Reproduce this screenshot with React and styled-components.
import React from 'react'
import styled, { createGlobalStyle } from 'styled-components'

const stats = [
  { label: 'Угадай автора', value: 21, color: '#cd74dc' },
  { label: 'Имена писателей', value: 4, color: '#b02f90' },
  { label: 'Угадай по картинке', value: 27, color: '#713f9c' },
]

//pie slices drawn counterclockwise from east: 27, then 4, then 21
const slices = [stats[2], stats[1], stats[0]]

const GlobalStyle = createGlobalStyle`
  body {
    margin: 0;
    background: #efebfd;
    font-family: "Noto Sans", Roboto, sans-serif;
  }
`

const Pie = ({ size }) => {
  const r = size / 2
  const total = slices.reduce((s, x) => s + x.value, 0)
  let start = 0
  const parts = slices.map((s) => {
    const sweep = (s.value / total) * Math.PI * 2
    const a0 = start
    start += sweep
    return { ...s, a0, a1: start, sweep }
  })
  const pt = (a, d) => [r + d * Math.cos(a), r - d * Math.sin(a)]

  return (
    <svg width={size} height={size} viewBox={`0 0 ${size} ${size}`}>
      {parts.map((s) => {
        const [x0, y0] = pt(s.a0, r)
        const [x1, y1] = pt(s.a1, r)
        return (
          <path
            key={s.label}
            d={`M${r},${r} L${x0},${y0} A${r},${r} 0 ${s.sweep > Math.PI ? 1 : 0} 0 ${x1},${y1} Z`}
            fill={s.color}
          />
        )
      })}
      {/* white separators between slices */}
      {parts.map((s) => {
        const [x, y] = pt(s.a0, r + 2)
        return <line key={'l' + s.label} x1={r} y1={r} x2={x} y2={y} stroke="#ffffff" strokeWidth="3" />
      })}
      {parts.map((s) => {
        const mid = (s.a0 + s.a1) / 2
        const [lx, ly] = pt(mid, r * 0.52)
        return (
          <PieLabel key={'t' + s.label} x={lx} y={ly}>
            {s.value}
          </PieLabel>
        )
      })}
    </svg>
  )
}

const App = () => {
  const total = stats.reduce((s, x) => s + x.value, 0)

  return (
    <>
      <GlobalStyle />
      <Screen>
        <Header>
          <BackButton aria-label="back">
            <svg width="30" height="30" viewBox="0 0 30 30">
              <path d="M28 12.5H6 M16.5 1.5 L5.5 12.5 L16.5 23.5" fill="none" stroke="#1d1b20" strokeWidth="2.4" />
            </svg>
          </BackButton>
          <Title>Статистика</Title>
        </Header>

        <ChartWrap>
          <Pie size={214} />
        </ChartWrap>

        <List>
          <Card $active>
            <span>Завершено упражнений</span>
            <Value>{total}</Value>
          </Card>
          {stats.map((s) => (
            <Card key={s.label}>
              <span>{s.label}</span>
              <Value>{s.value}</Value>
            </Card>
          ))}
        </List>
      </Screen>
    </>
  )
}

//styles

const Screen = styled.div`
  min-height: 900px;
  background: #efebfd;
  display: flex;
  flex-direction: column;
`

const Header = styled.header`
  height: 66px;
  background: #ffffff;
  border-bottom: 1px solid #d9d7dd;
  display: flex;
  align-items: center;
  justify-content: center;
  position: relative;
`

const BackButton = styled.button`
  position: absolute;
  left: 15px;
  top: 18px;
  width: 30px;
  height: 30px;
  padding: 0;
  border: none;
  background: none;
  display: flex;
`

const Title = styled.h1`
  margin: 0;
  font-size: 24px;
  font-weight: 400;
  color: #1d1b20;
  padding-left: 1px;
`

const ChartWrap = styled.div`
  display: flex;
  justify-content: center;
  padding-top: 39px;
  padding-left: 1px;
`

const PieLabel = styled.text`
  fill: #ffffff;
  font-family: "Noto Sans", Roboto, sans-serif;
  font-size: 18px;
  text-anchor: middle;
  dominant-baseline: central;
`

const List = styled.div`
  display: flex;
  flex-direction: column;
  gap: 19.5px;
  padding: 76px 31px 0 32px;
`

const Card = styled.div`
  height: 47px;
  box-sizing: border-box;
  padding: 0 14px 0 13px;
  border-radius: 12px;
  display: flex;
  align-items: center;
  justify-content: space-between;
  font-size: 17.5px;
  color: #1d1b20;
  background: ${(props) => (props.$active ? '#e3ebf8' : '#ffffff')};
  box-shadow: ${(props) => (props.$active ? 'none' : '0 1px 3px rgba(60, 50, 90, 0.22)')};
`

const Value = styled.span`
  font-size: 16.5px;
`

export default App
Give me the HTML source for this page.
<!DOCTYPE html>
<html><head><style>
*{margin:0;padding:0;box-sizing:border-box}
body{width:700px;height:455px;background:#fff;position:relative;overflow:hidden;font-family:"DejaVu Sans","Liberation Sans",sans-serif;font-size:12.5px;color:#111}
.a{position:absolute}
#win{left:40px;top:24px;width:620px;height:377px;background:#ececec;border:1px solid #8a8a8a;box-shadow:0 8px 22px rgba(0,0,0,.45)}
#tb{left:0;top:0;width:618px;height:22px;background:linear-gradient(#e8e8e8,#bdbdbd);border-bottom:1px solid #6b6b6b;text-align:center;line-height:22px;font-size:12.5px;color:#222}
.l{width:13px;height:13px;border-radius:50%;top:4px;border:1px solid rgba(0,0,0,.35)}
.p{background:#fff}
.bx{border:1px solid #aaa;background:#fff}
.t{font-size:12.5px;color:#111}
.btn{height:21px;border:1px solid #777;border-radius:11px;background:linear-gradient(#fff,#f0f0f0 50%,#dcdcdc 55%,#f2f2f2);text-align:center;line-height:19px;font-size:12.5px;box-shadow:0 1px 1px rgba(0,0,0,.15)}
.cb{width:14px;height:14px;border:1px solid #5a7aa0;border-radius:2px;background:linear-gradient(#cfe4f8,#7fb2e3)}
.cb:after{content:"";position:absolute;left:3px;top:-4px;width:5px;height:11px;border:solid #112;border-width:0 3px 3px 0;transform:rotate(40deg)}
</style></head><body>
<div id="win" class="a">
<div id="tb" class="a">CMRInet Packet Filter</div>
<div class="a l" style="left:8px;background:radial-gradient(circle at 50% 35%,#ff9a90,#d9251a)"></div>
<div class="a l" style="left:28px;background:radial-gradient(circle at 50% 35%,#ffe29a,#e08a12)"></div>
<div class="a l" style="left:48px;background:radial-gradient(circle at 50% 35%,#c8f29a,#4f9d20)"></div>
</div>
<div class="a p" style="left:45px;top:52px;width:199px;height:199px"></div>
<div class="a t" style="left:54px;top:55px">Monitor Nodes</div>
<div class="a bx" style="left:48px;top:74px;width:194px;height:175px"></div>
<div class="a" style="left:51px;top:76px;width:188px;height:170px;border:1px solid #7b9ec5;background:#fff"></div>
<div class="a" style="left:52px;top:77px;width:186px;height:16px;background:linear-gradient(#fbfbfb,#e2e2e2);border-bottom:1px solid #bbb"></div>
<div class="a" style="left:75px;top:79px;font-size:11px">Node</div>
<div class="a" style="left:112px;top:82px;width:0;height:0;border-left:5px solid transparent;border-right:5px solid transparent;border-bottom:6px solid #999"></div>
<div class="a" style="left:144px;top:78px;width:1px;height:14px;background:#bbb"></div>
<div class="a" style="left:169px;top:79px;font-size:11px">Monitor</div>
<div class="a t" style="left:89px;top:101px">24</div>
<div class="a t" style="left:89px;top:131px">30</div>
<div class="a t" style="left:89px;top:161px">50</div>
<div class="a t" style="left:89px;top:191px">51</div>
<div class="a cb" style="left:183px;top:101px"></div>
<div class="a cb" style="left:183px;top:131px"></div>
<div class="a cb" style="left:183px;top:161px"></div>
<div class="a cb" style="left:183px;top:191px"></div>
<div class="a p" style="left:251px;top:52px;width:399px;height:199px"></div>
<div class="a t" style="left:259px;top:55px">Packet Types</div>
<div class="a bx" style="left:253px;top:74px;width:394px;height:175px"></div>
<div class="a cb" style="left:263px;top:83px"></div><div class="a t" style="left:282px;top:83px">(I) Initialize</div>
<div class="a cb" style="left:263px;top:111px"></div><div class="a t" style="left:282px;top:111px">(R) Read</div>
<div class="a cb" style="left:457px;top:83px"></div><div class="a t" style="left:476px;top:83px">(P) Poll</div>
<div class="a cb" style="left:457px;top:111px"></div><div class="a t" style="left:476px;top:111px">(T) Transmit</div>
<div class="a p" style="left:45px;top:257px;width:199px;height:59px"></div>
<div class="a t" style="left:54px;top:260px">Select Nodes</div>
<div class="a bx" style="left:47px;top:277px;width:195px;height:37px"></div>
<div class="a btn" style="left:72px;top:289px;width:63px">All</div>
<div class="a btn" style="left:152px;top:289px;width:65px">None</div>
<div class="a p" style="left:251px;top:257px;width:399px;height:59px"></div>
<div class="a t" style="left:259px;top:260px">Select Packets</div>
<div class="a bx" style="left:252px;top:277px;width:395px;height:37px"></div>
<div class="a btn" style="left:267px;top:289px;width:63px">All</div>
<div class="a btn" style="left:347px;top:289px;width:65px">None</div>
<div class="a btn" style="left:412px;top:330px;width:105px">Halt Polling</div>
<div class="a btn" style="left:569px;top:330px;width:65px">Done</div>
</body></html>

──────────

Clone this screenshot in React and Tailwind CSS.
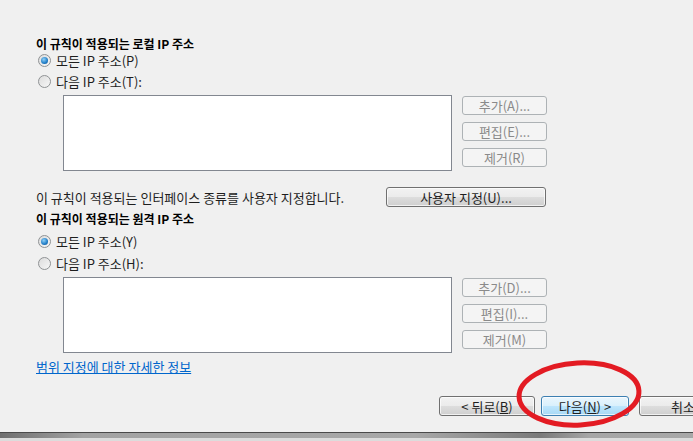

──────────

§ **Given task**: From the entries above, copy out every line where the string "styled" appears.

§ **Result for this task**:
Reproduce this screenshot with React and styled-components.
import styled, { createGlobalStyle } from 'styled-components'
const Screen = styled.div`
const Header = styled.header`
const BackButton = styled.button`
const Title = styled.h1`
const ChartWrap = styled.div`
const PieLabel = styled.text`
const List = styled.div`
const Card = styled.div`
const Value = styled.span`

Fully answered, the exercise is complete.